Pulse-potential electrochemical fabrication of coaxial-nanostructured polypyrrole/multiwall carbon nanotubes networks on cotton fabrics as stable flexible supercapacitor electrodes with high areal capacitance

Abstract

Flexible supercapacitors (FSCs) with a high areal capacitance are essential for future wearable energy-storage devices due to the limitation of available area on the surface of the human body (< 2 m2). To achieve the performance with high areal capacitance, the surface structure of electrodes should be designed carefully.
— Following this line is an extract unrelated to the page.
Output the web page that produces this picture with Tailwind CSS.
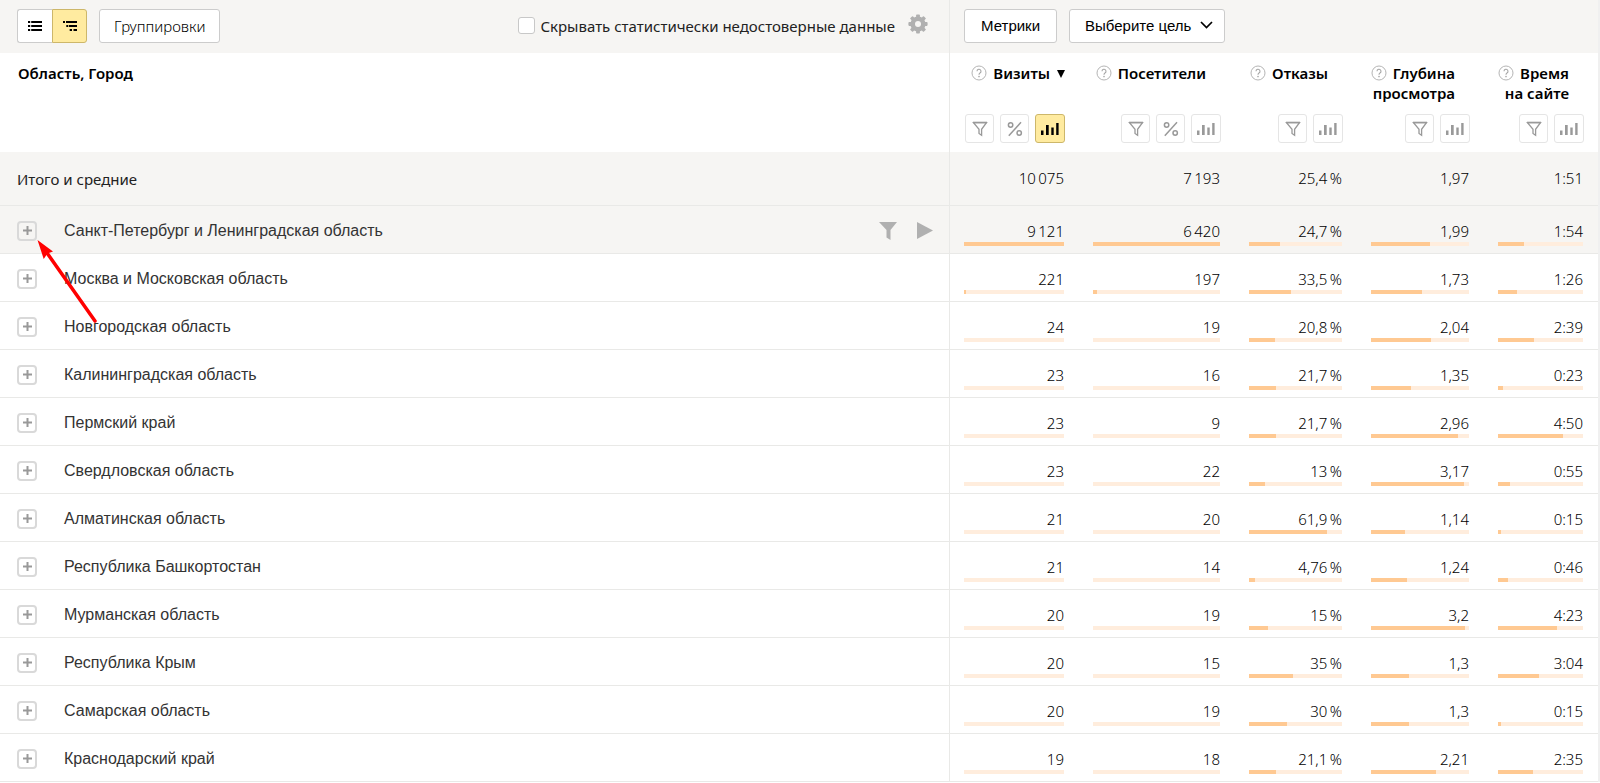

In this paper, a hierarchical composite electrode based on coaxial-nanostructured polypyrrole (PPy) and multiwall carbon nanotube (MWCNT) was electrochemical co-deposited on the surface of the MWCNT-coated cotton fabric (MCF) by a facile pulse potential method. The pulse potential co-deposition conditions-lower potential (EL), the number of cycles (NC) and EL duration time (tL)-played crucial roles in the uniform distribution of MWCNT within PPy/MWCNT composites, thickness of PPy shell and porous morphology. The three-dimension porous networks of PPy/MWCNT/MCF electrodes not only enhanced the efficiency of faradaic redox reactions but also facilitated the accessibility of the electrolyte to electrode surface, accordingly presenting an ultrahigh areal specific capacitance of 5.05 F cm−2 (0.001 V s−1) and unexceptionable cycling stability of 129.20% specific capacitance retention (1000 cycles, 0.02 V s−1). This work provides a new route to develop FSCs electrodes and shows a promising application in wearable energy-storage technology.